Wednesday, May 30, 2012

In Conversation With...Jill Mundle

First published in the May 9 issue of The Oxford Journal by Sara Mattinson.

Jill Mundle sits on the lawn in the warm spring sunshine holding her 15-month-old daughter, Mya, in her lap. How this scene came to be is more than just a matter of a few steps from the back door of the house on Fountain Road outside of Pugwash where Jill has lived for more than 15 years. The story spans a decade, 10,000 kilometres, two 13-hour flights, and one ocean of heartache and happiness.
More than three years ago, Jill, now 41, began the process of adopting a baby from Ethiopia, a country on the eastern side of Africa, once it became clear she and her partner of 16 years, Randy Weeks, could not overcome infertility. 
“I waited for our referral forever and it didn’t bother me,” she says. “Because we were at the stage that if [having our own child] happened for us, it happened.” 
Then, when she least expected it, in the midst of chaos...
“I lost my job two weeks before the referral came in,” Jill explains. “I was devastated by losing my job but in hindsight, it was a good thing.”
Once that referral arrived last November, providing Jill and Randy, who is 47, with the first details and photo of their daughter, the wait was agonizing. 
“I couldn’t stand the fact she was at the orphanage,” she says of the three month wait for the adoption to be approved and a visa issued. “I would have my niece here and be doing her bedtime routine and I’d be thinking of my daughter by herself in the orphanage.”
Finally, on March 1, Jill received the call she’d been waiting for.
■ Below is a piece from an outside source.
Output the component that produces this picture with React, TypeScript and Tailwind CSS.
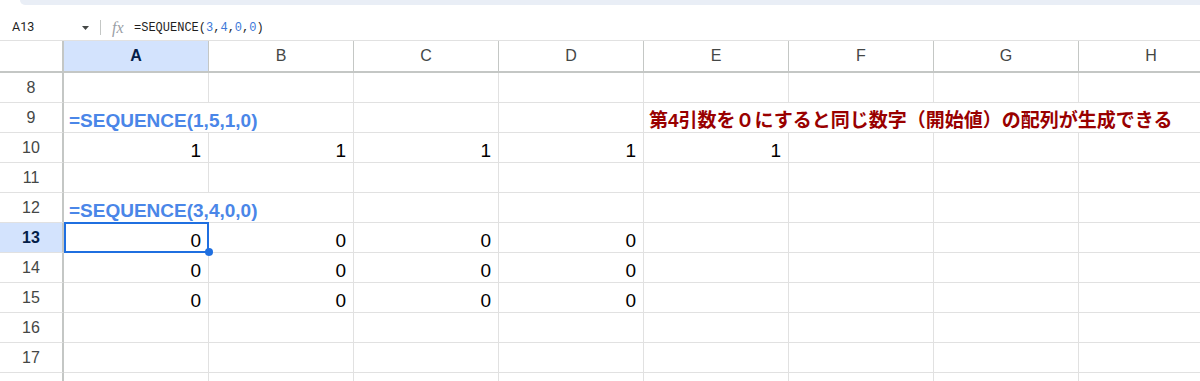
import React from 'react'

const COLS = ['A', 'B', 'C', 'D', 'E', 'F', 'G', 'H']

type Cell = { text: string; kind: 'num' | 'formula' | 'note' } | null

type RowData = {
  n: number
  cells: Cell[]
  open?: number[] // columns whose right gridline is hidden by overflowing text
}

const num = (t: string): Cell => ({ text: t, kind: 'num' })

const rows: RowData[] = [
  { n: 8, cells: [] },
  {
    n: 9,
    cells: [
      { text: '=SEQUENCE(1,5,1,0)', kind: 'formula' },
      null,
      null,
      null,
      { text: '第4引数を０にすると同じ数字（開始値）の配列が生成できる', kind: 'note' },
    ],
    open: [0, 4, 5, 6],
  },
  { n: 10, cells: [num('1'), num('1'), num('1'), num('1'), num('1')] },
  { n: 11, cells: [] },
  { n: 12, cells: [{ text: '=SEQUENCE(3,4,0,0)', kind: 'formula' }], open: [0] },
  { n: 13, cells: [num('0'), num('0'), num('0'), num('0')] },
  { n: 14, cells: [num('0'), num('0'), num('0'), num('0')] },
  { n: 15, cells: [num('0'), num('0'), num('0'), num('0')] },
  { n: 16, cells: [] },
  { n: 17, cells: [] },
  { n: 18, cells: [] },
]

function FormulaBar() {
  return (
    <div className="h-[40px]">
      <div className="h-[5px] ml-[20px] bg-[#e9eef6] rounded-bl-[10px]" />
      <div className="h-[35px] pt-[10px] flex items-center">
        <div className="w-[82px] pl-[12px] text-[12.5px] text-[#1f1f1f] font-['Roboto',sans-serif]">A13</div>
        <svg width="7" height="4" viewBox="0 0 7 4">
          <path d="M0 0h7L3.5 4z" fill="#444746" />
        </svg>
        <div className="ml-[11px] w-px h-[15px] bg-[#c4c7c5]" />
        <div className="ml-[11px] w-[22px] text-[16px] italic text-[#9aa0a6] font-['Liberation_Serif',serif] leading-none">
          fx
        </div>
        <div className="text-[12px] text-[#1f1f1f] font-['Liberation_Mono',monospace]">
          =SEQUENCE(<span className="text-[#3d78d8]">3</span>,<span className="text-[#3d78d8]">4</span>,
          <span className="text-[#3d78d8]">0</span>,<span className="text-[#3d78d8]">0</span>)
        </div>
      </div>
    </div>
  )
}

function HeaderRow() {
  return (
    <div className="flex h-[33px] border-t border-t-[#e1e1e1] border-b-2 border-b-[#c4c7c5]">
      <div className="w-[64px] shrink-0 border-r-2 border-r-[#c4c7c5]" />
      {COLS.map((c) => (
        <div
          key={c}
          className={`w-[145px] shrink-0 border-r border-r-[#c4c7c5] flex items-center justify-center text-[16px] ${
            c === 'A' ? 'bg-[#d3e3fd] font-bold text-[#041e49]' : 'text-[#444746]'
          }`}
        >
          {c}
        </div>
      ))}
    </div>
  )
}

function Row({ row }: { row: RowData }) {
  const active = row.n === 13
  return (
    <div className="flex h-[30px]">
      <div
        className={`w-[64px] shrink-0 border-r-2 border-r-[#c4c7c5] border-b border-b-[#e1e1e1] flex items-center justify-center text-[16px] ${
          active ? 'bg-[#d3e3fd] font-bold text-[#041e49]' : 'text-[#444746]'
        }`}
      >
        {row.n}
      </div>
      {COLS.map((c, i) => {
        const cell = row.cells[i]
        const open = row.open?.includes(i)
        const selected = active && i === 0
        return (
          <div
            key={c}
            className={`relative w-[145px] shrink-0 border-b border-b-[#e1e1e1] flex items-end text-[19px] ${
              open ? '' : 'border-r border-r-[#e1e1e1]'
            } ${cell?.kind === 'num' ? 'justify-end pr-[7px]' : 'justify-start pl-[5px]'}`}
          >
            {cell && (
              <span
                className={`relative z-10 whitespace-nowrap leading-[22px] ${
                  cell.kind === 'formula'
                    ? 'font-bold text-[#4a86e8]'
                    : cell.kind === 'note'
                    ? 'font-bold text-[#990000]'
                    : 'text-black'
                }`}
              >
                {cell.text}
              </span>
            )}
            {selected && (
              <>
                <div className="absolute -top-px left-0 -right-px -bottom-px border-2 border-[#1f6fe0] z-20" />
                <div className="absolute -right-[5px] -bottom-[4px] w-[8px] h-[8px] rounded-full bg-[#1f6fe0] z-30" />
              </>
            )}
          </div>
        )
      })}
    </div>
  )
}

export default function App() {
  return (
    <div className="w-[1200px] h-[381px] overflow-hidden bg-white font-['Liberation_Sans','Noto_Sans_CJK_JP',sans-serif]">
      <FormulaBar />
      <HeaderRow />
      {rows.map((r) => (
        <Row key={r.n} row={r} />
      ))}
    </div>
  )
}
The next day, she was on a plane for the long, overnight trip to Addis Ababa, the capital of Ethiopia. What she and Randy had wanted for so long was about to happen: they were parents of a little girl. But, as with any adoption, the transition would be challenging and, at times, heart-wrenching. 
“They had her all cleaned up in this beautiful little dress and they brought her out and shoved her in my arms,”  says Jill. “They said,  ‘Mama, there’s Mama. Say Love Mama’. She just freaked. She was scared and it just broke my heart.”
Mya had no possessions; not even that beautiful dress belonged to her. Jill had to change her out of the dress and leave it behind. As well, the orphanage had provided the wrong measurements for Mya and the shoes Jill had brought with her were too big. 
“We stayed at the orphanage for awhile, fed her lunch and played with the other kids, before we went back to the hotel. When we left the orphanage, there was no looking back,”she says. “Mya held on so tight, that was it. The next day when we got up for breakfast, she was firmly attached to my chest and she stayed there for three weeks.”
Here are the facts about life in an orphanage: There is limited physical contact (no snuggles, no hugs or kisses) and there are little or no personal items (small children lose their toys quickly to the bigger kids). Children learn that not even crying gets them what they want. Mya faced an enormous change from life in the orphanage to life with Jill and Randy. In her first few weeks at home, no one could touch her but Jill and she would play only with whatever she could reach; where she sat was where she stayed even though she could walk. 
“At the orphanage, the kids go outside for 30 minutes every day for Vitamin D but they don’t play; they just sit,” explains Jill. “If you had seen Mya when she first got home, she’s not the same child now. Now she plays like mad. Her favourite things are the swing outside, books and shoes.”
All the lovely things she didn’t possess until Randy and Jill became her parents. 
“Randy and I have been together for a long time and his children are grown. The time for us to do this was ten years ago but at the same time, we’ve waited so long that I just feel...”
Jill stops talking as tears roll down her cheeks. A long moment passes until she can speak again.
“I feel like I waited my whole life for Mya,” she says through these tears of joy. “It doesn’t matter that she’s not our child biologically. She’s my little girl. Mya was meant to be our little girl.”
These tears, this joy reveals how Mya’s arrival has affected not just Jill and Randy as parents but also as a couple who has shared a life - one that included several of Randy’s children from a previous relationship - for more than 15 years. 
“Mya wasn’t home a week when Randy came out of her bedroom after watching her sleep and said, ‘I love her. I really love her’. I knew he would be good to Mya but I never thought he would give out cigars, I never thought he’d bathe her, I never thought he would do all the things he does with her. And that makes me love Randy in a whole different way.”
It was Randy who encouraged the adoption from the beginning. Jill says he told her that if they didn’t do it, she’d regret it for the rest of her life. 
“She’s good for us,” Jill says of her small, curly-haired daughter, her dream come true. “She’s changed our life. Every day I thank God for this little girl.”